I recently discovered – quite late – the brilliant comedian, writer, and thinker Stephen Fry. I also simultaneously discovered Hugh Laurie, who I am told appears in “House.” I’ve never seen that television show, but I have seen trailers and heard about the acerbic, bitter title character. I would have never believed that he was actually English or that he was funny.

But I have been proved quite wrong. Watch and laugh. I literally had tears in my eyes after this.
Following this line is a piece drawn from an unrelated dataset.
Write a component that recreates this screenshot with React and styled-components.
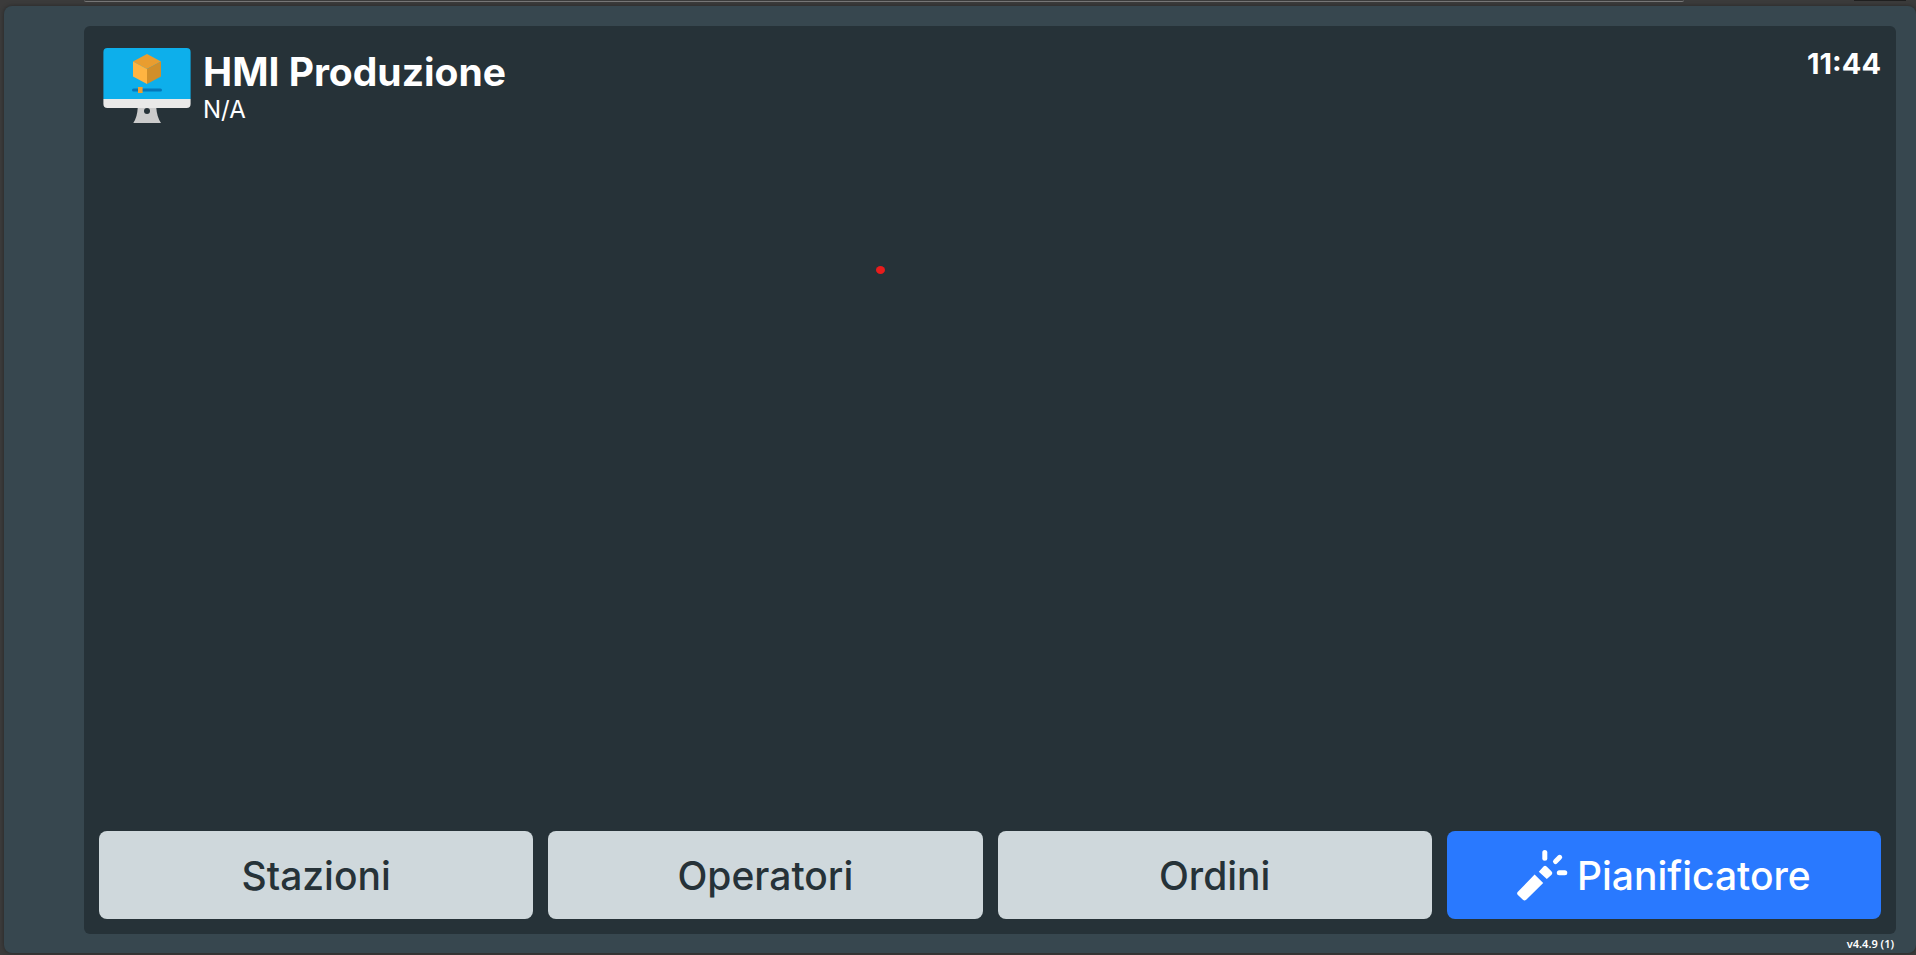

Enjoy “English strawberries” (not to be confused with German strawberries, “no, not the same thing at all.”)


  1. Brilliant!

    For us English, the last line, which reveals that they are commentating on darts, is very funny.

  2. Cara Ellison says:

    I didn’t understand the last line. The rest of it was very funny.

    • Oh, this won’t translate into American at all. The whole set up is clearly based on the radio commentary team for test match cricket on the BBC. Those commentators, when there is a quiet period in the match (and this is cricket so there are plenty of those) will discuss pigeons on the field, or a cake that they’re eating etc. Of course as this sketch descends into a orgiastic fetish of Englishness that is what we’re thinking of. To then find that they are commentating on a darts match (‘ocky’ is the line from which the darts are thrown, and Eric Bristow was a well known professional darts player), is so ridiculous. It’s an English thing.

  3. Did you watch black alder? I watch it in 2007, as part of assignment for 17th. Center Brit lit- great class btw, he has this”” to be or not to be” long vision. Good stuff.

  4. OMG. Welcome to my world. Hugh Laurie is my TV boyfriend! He’s genius! And it’s weird — his American accent is so good on “House,” when I hear him speak in his usual English accent, it now sounds weird to me.

    You need to seriously catch up on House, my dear! You will fall in love.

    I haven’t seen much of him in his English stuff (uhmm, for which he actually became famous) but he was on my radar when he was in Sense and Sensibility with Emma Thompson in the mid 90s. He played a dry, acerbic “Mr. Palmer” to Imelda Staunton’s frittery, chattery “Mrs. Palmer”. He’s gruff and monosyllabic with her — I think mainly because she’s stolen all the words in the whole wide world — and it is SO funny to me. Definitely left an impression. I feel bad that I didn’t know much of him before that, but that performance started my crush that remains to this day.

  5. Cara Ellison says:

    Noted, dearest. I will definitely catch up on House, now that he is one of my TV boyfriends. LOVE HIM. He is hysterical.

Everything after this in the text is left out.